Maybe getting a degree and a daughter in the same weekend was conspicuous, as I went from having to read a few books a week that were chosen for me to having the exhilarated right to read a book or two a week that I choose, along with returning to having time to write extensively just for myself. Finishing a book lifts me up like nothing else, and writing is a kind of irreplaceable and necessary emancipation. Plus I’m living in an area where mind-blowing adventures in nature are a dime a dozen. So we’ll probably never own a television, let alone use it, and Sidney will have lots of other stimulation in and out of our home, whatever city that ends up being in.

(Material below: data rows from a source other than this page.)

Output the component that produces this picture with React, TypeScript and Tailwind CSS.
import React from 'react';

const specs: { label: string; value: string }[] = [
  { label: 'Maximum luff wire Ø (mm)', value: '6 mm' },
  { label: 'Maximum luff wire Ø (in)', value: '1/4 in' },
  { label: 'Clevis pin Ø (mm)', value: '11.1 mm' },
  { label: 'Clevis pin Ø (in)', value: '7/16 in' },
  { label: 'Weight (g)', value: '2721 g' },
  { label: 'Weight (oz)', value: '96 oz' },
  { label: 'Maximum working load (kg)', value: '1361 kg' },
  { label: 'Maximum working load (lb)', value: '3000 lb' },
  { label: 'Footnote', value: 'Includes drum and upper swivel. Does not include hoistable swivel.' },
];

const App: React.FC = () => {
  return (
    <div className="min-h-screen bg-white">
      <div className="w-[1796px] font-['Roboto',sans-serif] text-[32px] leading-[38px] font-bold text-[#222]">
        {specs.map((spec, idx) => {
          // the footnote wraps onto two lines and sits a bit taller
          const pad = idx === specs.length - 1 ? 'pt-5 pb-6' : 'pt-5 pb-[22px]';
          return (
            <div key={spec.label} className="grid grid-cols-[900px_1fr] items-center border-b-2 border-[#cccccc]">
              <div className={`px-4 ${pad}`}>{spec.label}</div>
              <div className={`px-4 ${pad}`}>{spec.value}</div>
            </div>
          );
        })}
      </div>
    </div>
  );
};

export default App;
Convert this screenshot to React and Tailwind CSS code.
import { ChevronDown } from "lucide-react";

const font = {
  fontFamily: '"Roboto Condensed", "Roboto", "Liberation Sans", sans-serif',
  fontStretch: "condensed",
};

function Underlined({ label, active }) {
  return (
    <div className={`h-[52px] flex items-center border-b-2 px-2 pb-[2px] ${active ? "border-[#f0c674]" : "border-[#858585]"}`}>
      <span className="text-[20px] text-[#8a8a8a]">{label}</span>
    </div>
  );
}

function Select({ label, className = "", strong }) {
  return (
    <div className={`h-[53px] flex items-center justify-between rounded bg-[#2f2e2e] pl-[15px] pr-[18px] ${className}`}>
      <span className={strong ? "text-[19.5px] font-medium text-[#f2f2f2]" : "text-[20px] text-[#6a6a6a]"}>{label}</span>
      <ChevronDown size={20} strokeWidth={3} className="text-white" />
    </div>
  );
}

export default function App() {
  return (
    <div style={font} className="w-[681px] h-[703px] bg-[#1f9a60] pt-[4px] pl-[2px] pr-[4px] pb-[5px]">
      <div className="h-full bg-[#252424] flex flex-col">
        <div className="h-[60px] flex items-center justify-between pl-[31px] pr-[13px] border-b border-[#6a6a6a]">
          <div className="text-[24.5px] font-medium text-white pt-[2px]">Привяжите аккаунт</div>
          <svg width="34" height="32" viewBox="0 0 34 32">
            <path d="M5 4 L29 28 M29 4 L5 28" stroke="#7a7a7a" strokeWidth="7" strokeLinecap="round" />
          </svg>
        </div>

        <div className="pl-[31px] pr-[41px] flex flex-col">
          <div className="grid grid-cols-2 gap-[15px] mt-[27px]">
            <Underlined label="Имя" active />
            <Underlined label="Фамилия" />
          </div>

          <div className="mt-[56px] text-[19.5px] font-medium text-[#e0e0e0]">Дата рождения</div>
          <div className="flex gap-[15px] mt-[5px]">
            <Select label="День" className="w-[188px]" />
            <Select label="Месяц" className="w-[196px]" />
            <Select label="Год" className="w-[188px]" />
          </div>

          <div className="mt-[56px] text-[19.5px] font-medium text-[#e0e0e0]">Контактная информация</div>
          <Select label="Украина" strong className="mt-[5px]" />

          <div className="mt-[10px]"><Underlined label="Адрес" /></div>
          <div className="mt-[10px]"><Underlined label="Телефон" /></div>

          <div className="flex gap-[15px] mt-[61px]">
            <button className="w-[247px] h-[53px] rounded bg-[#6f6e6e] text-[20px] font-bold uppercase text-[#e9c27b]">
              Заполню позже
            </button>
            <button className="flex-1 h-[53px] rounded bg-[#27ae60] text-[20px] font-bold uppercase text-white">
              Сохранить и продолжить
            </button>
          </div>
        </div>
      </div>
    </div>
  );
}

But yes, you mentioned time. It’s a killer. I won’t let time come between any of the essential friendships I cherished before Sidney was born, but time is a large part of why none of my own family or friends outside Santa Fe got to see Sidney as a newborn. She’s already doubled her birth-weight and gone through many astonishing stages of physical and mental development that for everyone other than Irene’s family, numerous Santa Fe friends, and Ryan and Ariel, have been eternally lost, although we’ve got pictures.
Finally, to answer your question of what’s been lost of myself pre-Sidney as I lock into this new experience: absolutely nothing. In fact, I feel more (and more crisp and clear) emotions and desires; I feel more eager to read new books, write new stories and poems, discover new music, and travel widely with Sidney so that it doesn’t take her 21 years to cross the Mississippi or 27 to cross the Atlantic as it did for me. (Though I’ve had four great trips there now, I didn’t even travel to New York City–the capital of the world–for the first time until after I’d moved to the West Coast at 21, which is absolutely ridiculous considering I was a few hours away from NYC by car as a kid). Plus, I now feel more eager to connect with friends, wherever they are; and I’m playing the drums again. Come visit and we’ll jam together.